İlk ve ikinci göç dalgası arasındaki diğer önemli fark siyasal alanda durmaktadır. İlkinde güçlü devrimci sol örgütlenmeler, sendikalar varken ikincisinde örgütlenmeler erimiş, daralmıştır. Özellikle 90’lı yıllardan itibaren düzen saatli bombayı andıran varoşlardaki öfkeyi çürütmek için başlıca iki yol izledi. Uyuşturucuyu, kumarı yaygınlaştırmak öfkeyi çürütmek için en bilinen yoldu. Diğeri, dönemin özel karakteri nedeniyle siyasal İslam’ın yaygınlaştırılması oldu. Öfke yerine tevekkül, isyan yerine şükretmek. Elbette bu tek başına yetmezdi. Düzen zor güçleriyle varoşlardaki örgütlenmeleri yıllarca kuşattı, ezdi. Bu kavga 90’lı yıllardan itibaren hemen hemen 20 yılı aldı. Sınıf ve halk örgütlenmeleri ezildikçe çeteler kendilerine sunulan bereketli topraklarda büyüdüler.

Bu gidişin diğer yönü tıpkı Latin Amerika’daki gibi bizde de “narko devletin” şekillenmesi olmuştur. Türkiye varışlı kokain yüklü gemiler daha fazla ele geçer oldu. Marina paylaşımları yaşandı. Uyuşturucu ve kumarın her türlüsü yaygınlaştı.

Emek harcayarak yaşamını kazanmak “enayilik” olarak görülürken, soygunun binbir yolu icad edildi.

Kapitalizmin ilk göç dalgasında kentlere yığılan örgütlü işçi sınıfı ve gençler faşist çetelerce her gün saldırıya uğradı ve katledildi. İkinci dalgada bir de işsizlik denizinin ortasında kalan insanlar kolayca uyuşturucu ve diğer yollara battılar. Bu gidişe isyan etmeye kalkışanlara ise “şükretmek” öğretildi.
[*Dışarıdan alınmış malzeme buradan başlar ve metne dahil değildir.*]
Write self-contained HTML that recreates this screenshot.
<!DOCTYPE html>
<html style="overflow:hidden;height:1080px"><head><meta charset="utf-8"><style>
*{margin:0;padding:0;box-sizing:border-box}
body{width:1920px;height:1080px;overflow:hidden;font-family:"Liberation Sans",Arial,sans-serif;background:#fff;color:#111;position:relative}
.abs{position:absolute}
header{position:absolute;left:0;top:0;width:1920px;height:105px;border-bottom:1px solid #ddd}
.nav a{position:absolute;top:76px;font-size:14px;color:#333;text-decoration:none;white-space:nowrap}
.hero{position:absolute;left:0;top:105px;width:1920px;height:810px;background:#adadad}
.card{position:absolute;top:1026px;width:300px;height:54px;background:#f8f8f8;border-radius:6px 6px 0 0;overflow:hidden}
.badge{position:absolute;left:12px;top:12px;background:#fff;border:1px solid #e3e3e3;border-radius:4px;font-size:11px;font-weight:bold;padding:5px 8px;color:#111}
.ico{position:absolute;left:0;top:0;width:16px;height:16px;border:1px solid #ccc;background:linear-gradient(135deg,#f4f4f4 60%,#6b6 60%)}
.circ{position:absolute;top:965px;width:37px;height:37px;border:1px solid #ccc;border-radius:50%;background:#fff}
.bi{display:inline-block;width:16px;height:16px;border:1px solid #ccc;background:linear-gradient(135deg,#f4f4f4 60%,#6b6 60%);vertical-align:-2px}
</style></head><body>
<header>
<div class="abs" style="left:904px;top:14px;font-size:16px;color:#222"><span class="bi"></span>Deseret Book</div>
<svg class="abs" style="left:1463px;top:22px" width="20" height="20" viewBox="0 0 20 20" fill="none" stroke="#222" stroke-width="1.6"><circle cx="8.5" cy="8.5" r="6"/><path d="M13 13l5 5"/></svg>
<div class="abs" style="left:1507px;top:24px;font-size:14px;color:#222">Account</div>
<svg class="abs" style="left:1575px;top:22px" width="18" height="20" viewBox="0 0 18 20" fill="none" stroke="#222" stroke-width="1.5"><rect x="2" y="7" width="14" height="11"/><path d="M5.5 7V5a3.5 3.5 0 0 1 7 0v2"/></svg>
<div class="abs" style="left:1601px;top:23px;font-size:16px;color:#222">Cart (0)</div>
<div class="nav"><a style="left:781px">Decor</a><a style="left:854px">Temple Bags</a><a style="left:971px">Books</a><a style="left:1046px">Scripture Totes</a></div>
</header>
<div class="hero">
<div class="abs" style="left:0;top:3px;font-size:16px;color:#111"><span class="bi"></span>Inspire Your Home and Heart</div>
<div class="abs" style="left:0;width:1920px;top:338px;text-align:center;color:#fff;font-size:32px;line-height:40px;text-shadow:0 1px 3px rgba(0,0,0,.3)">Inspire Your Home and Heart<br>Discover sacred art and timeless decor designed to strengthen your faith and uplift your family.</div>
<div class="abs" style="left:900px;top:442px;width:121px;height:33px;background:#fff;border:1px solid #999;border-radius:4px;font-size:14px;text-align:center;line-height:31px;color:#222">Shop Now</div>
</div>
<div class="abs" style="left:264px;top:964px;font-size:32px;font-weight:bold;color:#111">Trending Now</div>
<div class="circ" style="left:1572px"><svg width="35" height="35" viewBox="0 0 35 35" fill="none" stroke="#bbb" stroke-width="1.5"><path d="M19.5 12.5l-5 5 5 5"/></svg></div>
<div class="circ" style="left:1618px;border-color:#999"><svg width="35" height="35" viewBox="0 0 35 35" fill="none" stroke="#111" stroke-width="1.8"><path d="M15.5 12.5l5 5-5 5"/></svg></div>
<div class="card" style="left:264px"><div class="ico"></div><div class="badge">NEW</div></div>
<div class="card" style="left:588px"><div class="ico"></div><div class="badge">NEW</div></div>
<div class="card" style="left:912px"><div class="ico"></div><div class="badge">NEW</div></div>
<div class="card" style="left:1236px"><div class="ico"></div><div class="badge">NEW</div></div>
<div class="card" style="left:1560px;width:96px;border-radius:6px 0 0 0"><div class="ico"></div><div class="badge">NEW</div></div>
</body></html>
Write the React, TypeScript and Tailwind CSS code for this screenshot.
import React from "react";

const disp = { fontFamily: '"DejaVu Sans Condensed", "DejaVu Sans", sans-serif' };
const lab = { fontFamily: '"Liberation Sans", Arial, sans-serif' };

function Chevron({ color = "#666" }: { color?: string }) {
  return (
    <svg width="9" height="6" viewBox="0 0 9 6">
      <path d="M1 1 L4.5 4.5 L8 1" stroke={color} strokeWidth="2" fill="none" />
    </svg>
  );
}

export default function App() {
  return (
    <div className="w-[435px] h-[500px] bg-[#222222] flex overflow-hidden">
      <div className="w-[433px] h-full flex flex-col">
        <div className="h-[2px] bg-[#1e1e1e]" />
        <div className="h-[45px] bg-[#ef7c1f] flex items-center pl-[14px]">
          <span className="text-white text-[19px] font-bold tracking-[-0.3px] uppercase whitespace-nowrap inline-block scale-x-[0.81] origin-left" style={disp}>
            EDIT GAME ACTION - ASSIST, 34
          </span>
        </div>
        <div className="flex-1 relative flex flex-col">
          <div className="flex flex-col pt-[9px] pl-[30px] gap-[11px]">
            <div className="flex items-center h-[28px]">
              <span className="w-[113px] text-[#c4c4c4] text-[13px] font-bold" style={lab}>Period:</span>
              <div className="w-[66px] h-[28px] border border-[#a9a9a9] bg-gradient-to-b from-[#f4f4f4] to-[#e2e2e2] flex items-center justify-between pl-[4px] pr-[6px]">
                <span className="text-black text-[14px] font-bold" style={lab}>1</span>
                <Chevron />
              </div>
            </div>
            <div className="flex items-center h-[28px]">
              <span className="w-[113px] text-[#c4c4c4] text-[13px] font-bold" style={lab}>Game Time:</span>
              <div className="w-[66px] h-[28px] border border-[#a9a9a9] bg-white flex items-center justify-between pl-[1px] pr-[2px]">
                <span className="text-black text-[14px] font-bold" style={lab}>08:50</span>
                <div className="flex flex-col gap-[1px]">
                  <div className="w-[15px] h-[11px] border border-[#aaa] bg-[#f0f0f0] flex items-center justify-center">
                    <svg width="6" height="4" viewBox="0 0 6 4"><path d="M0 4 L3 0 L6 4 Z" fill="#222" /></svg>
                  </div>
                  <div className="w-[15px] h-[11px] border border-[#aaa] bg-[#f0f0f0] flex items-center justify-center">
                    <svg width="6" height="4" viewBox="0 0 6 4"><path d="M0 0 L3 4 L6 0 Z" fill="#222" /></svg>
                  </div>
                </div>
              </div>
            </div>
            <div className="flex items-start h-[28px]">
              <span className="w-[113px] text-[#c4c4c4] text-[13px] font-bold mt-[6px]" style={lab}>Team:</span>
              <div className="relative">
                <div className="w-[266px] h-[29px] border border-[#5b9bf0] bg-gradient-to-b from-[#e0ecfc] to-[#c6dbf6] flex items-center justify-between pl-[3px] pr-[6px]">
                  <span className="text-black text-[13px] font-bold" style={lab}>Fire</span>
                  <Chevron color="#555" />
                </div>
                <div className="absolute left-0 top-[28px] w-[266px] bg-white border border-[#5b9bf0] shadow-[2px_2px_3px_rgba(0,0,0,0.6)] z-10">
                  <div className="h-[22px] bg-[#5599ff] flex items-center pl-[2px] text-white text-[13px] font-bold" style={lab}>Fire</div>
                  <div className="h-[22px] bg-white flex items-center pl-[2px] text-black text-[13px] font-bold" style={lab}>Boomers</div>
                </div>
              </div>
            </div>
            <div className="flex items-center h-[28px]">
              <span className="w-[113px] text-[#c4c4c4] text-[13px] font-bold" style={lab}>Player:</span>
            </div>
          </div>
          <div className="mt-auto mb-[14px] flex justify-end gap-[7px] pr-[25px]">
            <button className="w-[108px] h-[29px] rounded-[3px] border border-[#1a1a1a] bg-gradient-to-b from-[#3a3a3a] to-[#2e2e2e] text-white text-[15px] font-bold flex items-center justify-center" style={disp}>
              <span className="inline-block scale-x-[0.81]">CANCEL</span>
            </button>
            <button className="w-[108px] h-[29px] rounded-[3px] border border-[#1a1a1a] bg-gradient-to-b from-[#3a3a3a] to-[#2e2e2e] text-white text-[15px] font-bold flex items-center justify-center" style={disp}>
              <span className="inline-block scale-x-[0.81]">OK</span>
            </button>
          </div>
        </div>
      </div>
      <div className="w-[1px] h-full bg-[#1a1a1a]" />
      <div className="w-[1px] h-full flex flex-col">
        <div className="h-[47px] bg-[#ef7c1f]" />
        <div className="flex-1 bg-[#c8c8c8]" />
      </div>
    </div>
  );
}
Türkiye’den 80 sonrası Batı dünyasına siyasi nedenlerle gelenler çoğunluktaydı. Son yıllarda ilginç bir şekilde iltica için gelenlerin içinde “çeteler” ağırlık kazanmaya başladı.

Ülkenin durumunu en iyi özetleyen gerçek göçtür. Bir yanda eğitim almış gençler bir an önce Batı ülkelerine gitmenin yollarını arıyorlar, yol bulan hemen gidiyor. Öte yandan, içeride varoşlarda sıkışan gençler çeteleşerek, yaşamlarını hiçe sayarak başka yönden yok oluşu seçiyorlar.

Sonuç olarak, gençleri nasıl kaybettik sorusu tam doğru değildir. Düzen kendi vurgunları ile çürürken kendine karşı çıkabilecek en diri güçleri de çürütmeden edemiyor. Gençleri bile isteye kaybediyor.

Bu kayıp sınıf mücadelesini, hak, adalet arayışlarını çürütüyor. Tersine bir düzen kuruluyor. Yağmanın, vurgunun, mala çökmenin en yüksek değer olduğu bir düzen!